━━━ Collected material ━━━

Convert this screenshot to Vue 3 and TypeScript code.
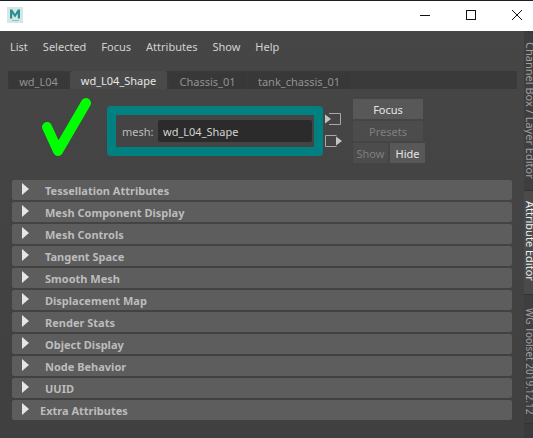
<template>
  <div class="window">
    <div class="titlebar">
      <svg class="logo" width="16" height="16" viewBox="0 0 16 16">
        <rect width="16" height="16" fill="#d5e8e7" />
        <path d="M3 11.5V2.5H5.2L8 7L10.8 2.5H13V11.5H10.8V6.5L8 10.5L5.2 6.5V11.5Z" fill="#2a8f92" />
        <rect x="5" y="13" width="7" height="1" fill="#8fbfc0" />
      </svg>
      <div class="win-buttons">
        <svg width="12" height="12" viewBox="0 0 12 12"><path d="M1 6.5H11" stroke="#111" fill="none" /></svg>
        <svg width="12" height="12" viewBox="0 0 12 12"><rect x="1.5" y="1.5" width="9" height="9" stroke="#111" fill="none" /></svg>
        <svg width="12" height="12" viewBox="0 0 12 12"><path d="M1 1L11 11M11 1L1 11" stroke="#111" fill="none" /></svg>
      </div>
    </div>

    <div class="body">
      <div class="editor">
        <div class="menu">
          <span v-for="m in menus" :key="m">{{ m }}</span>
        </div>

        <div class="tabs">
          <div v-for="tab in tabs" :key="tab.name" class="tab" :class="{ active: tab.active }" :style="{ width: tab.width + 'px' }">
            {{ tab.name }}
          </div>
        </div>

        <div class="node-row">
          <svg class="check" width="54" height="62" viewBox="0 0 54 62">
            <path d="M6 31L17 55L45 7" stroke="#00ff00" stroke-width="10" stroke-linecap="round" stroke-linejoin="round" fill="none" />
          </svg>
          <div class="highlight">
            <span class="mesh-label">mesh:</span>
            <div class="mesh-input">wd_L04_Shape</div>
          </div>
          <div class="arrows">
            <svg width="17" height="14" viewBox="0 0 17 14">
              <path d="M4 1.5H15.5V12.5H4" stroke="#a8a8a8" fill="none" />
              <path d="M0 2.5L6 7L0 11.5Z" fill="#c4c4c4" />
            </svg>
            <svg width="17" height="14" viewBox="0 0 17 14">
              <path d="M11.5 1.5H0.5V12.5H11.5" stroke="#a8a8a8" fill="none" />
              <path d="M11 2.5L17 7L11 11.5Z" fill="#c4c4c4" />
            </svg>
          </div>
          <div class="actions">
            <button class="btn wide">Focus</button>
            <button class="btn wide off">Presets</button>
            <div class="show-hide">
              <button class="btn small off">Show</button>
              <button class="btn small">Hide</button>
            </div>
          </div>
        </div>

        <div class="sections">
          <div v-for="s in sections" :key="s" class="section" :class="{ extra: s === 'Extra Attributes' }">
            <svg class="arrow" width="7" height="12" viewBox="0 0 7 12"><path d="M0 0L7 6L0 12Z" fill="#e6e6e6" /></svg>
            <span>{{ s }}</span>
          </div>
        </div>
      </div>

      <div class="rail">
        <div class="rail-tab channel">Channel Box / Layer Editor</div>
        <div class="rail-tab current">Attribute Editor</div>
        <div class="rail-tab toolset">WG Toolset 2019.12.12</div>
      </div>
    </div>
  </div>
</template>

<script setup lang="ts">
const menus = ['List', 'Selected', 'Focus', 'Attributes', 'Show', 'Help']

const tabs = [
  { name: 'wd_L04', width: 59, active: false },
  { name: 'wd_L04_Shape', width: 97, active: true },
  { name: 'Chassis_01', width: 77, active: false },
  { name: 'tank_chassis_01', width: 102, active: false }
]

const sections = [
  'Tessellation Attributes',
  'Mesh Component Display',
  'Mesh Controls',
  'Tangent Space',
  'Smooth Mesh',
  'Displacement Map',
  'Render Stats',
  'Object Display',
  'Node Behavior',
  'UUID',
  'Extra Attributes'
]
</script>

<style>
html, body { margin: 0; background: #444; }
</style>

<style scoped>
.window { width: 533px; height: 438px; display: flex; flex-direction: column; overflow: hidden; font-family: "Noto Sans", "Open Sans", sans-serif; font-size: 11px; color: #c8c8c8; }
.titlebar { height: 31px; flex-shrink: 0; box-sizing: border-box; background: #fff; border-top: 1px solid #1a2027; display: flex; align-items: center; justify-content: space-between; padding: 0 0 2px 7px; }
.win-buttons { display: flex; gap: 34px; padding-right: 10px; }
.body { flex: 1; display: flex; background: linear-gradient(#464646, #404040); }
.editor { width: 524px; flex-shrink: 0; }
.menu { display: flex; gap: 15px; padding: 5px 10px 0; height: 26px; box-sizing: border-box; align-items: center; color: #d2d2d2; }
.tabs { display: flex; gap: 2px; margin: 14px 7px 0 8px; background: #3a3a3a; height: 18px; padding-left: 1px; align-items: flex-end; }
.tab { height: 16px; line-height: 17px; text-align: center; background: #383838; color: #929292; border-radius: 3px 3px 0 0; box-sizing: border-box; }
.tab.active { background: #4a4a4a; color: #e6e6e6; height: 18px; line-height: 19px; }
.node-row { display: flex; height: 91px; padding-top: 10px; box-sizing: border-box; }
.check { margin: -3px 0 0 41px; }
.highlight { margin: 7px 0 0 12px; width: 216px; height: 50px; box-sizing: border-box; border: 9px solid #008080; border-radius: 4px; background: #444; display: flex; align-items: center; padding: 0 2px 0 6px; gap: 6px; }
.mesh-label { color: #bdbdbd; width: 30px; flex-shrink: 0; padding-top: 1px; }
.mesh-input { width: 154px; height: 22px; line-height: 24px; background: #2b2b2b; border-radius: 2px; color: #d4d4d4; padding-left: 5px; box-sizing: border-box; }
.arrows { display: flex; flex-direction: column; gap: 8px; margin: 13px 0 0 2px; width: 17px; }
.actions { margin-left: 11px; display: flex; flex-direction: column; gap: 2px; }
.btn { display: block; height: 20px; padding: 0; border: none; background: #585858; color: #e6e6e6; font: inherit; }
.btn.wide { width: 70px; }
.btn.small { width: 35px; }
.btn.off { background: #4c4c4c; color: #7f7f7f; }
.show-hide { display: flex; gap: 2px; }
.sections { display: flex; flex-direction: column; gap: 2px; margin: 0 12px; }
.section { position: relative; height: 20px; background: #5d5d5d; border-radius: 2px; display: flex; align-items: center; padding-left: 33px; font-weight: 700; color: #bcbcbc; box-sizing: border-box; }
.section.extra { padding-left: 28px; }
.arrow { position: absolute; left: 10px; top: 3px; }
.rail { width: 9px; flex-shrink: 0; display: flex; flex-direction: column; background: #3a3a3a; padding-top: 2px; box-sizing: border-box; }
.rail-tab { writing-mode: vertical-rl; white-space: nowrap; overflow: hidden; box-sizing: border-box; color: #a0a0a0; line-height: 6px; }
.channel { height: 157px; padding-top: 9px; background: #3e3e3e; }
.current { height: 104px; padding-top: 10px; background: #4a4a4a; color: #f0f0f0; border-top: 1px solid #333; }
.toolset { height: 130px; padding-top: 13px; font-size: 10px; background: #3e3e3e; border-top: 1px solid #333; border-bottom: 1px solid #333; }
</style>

━━━

*Problem to work on*
The data should be printed again unchanged; leave its pictures out.

*Written response*
Convert this screenshot to Vue 3 and TypeScript code.
<template>
  <div class="window">
    <div class="titlebar">
      <svg class="logo" width="16" height="16" viewBox="0 0 16 16">
        <rect width="16" height="16" fill="#d5e8e7" />
        <path d="M3 11.5V2.5H5.2L8 7L10.8 2.5H13V11.5H10.8V6.5L8 10.5L5.2 6.5V11.5Z" fill="#2a8f92" />
        <rect x="5" y="13" width="7" height="1" fill="#8fbfc0" />
      </svg>
      <div class="win-buttons">
        <svg width="12" height="12" viewBox="0 0 12 12"><path d="M1 6.5H11" stroke="#111" fill="none" /></svg>
        <svg width="12" height="12" viewBox="0 0 12 12"><rect x="1.5" y="1.5" width="9" height="9" stroke="#111" fill="none" /></svg>
        <svg width="12" height="12" viewBox="0 0 12 12"><path d="M1 1L11 11M11 1L1 11" stroke="#111" fill="none" /></svg>
      </div>
    </div>

    <div class="body">
      <div class="editor">
        <div class="menu">
          <span v-for="m in menus" :key="m">{{ m }}</span>
        </div>

        <div class="tabs">
          <div v-for="tab in tabs" :key="tab.name" class="tab" :class="{ active: tab.active }" :style="{ width: tab.width + 'px' }">
            {{ tab.name }}
          </div>
        </div>

        <div class="node-row">
          <svg class="check" width="54" height="62" viewBox="0 0 54 62">
            <path d="M6 31L17 55L45 7" stroke="#00ff00" stroke-width="10" stroke-linecap="round" stroke-linejoin="round" fill="none" />
          </svg>
          <div class="highlight">
            <span class="mesh-label">mesh:</span>
            <div class="mesh-input">wd_L04_Shape</div>
          </div>
          <div class="arrows">
            <svg width="17" height="14" viewBox="0 0 17 14">
              <path d="M4 1.5H15.5V12.5H4" stroke="#a8a8a8" fill="none" />
              <path d="M0 2.5L6 7L0 11.5Z" fill="#c4c4c4" />
            </svg>
            <svg width="17" height="14" viewBox="0 0 17 14">
              <path d="M11.5 1.5H0.5V12.5H11.5" stroke="#a8a8a8" fill="none" />
              <path d="M11 2.5L17 7L11 11.5Z" fill="#c4c4c4" />
            </svg>
          </div>
          <div class="actions">
            <button class="btn wide">Focus</button>
            <button class="btn wide off">Presets</button>
            <div class="show-hide">
              <button class="btn small off">Show</button>
              <button class="btn small">Hide</button>
            </div>
          </div>
        </div>

        <div class="sections">
          <div v-for="s in sections" :key="s" class="section" :class="{ extra: s === 'Extra Attributes' }">
            <svg class="arrow" width="7" height="12" viewBox="0 0 7 12"><path d="M0 0L7 6L0 12Z" fill="#e6e6e6" /></svg>
            <span>{{ s }}</span>
          </div>
        </div>
      </div>

      <div class="rail">
        <div class="rail-tab channel">Channel Box / Layer Editor</div>
        <div class="rail-tab current">Attribute Editor</div>
        <div class="rail-tab toolset">WG Toolset 2019.12.12</div>
      </div>
    </div>
  </div>
</template>

<script setup lang="ts">
const menus = ['List', 'Selected', 'Focus', 'Attributes', 'Show', 'Help']

const tabs = [
  { name: 'wd_L04', width: 59, active: false },
  { name: 'wd_L04_Shape', width: 97, active: true },
  { name: 'Chassis_01', width: 77, active: false },
  { name: 'tank_chassis_01', width: 102, active: false }
]

const sections = [
  'Tessellation Attributes',
  'Mesh Component Display',
  'Mesh Controls',
  'Tangent Space',
  'Smooth Mesh',
  'Displacement Map',
  'Render Stats',
  'Object Display',
  'Node Behavior',
  'UUID',
  'Extra Attributes'
]
</script>

<style>
html, body { margin: 0; background: #444; }
</style>

<style scoped>
.window { width: 533px; height: 438px; display: flex; flex-direction: column; overflow: hidden; font-family: "Noto Sans", "Open Sans", sans-serif; font-size: 11px; color: #c8c8c8; }
.titlebar { height: 31px; flex-shrink: 0; box-sizing: border-box; background: #fff; border-top: 1px solid #1a2027; display: flex; align-items: center; justify-content: space-between; padding: 0 0 2px 7px; }
.win-buttons { display: flex; gap: 34px; padding-right: 10px; }
.body { flex: 1; display: flex; background: linear-gradient(#464646, #404040); }
.editor { width: 524px; flex-shrink: 0; }
.menu { display: flex; gap: 15px; padding: 5px 10px 0; height: 26px; box-sizing: border-box; align-items: center; color: #d2d2d2; }
.tabs { display: flex; gap: 2px; margin: 14px 7px 0 8px; background: #3a3a3a; height: 18px; padding-left: 1px; align-items: flex-end; }
.tab { height: 16px; line-height: 17px; text-align: center; background: #383838; color: #929292; border-radius: 3px 3px 0 0; box-sizing: border-box; }
.tab.active { background: #4a4a4a; color: #e6e6e6; height: 18px; line-height: 19px; }
.node-row { display: flex; height: 91px; padding-top: 10px; box-sizing: border-box; }
.check { margin: -3px 0 0 41px; }
.highlight { margin: 7px 0 0 12px; width: 216px; height: 50px; box-sizing: border-box; border: 9px solid #008080; border-radius: 4px; background: #444; display: flex; align-items: center; padding: 0 2px 0 6px; gap: 6px; }
.mesh-label { color: #bdbdbd; width: 30px; flex-shrink: 0; padding-top: 1px; }
.mesh-input { width: 154px; height: 22px; line-height: 24px; background: #2b2b2b; border-radius: 2px; color: #d4d4d4; padding-left: 5px; box-sizing: border-box; }
.arrows { display: flex; flex-direction: column; gap: 8px; margin: 13px 0 0 2px; width: 17px; }
.actions { margin-left: 11px; display: flex; flex-direction: column; gap: 2px; }
.btn { display: block; height: 20px; padding: 0; border: none; background: #585858; color: #e6e6e6; font: inherit; }
.btn.wide { width: 70px; }
.btn.small { width: 35px; }
.btn.off { background: #4c4c4c; color: #7f7f7f; }
.show-hide { display: flex; gap: 2px; }
.sections { display: flex; flex-direction: column; gap: 2px; margin: 0 12px; }
.section { position: relative; height: 20px; background: #5d5d5d; border-radius: 2px; display: flex; align-items: center; padding-left: 33px; font-weight: 700; color: #bcbcbc; box-sizing: border-box; }
.section.extra { padding-left: 28px; }
.arrow { position: absolute; left: 10px; top: 3px; }
.rail { width: 9px; flex-shrink: 0; display: flex; flex-direction: column; background: #3a3a3a; padding-top: 2px; box-sizing: border-box; }
.rail-tab { writing-mode: vertical-rl; white-space: nowrap; overflow: hidden; box-sizing: border-box; color: #a0a0a0; line-height: 6px; }
.channel { height: 157px; padding-top: 9px; background: #3e3e3e; }
.current { height: 104px; padding-top: 10px; background: #4a4a4a; color: #f0f0f0; border-top: 1px solid #333; }
.toolset { height: 130px; padding-top: 13px; font-size: 10px; background: #3e3e3e; border-top: 1px solid #333; border-bottom: 1px solid #333; }
</style>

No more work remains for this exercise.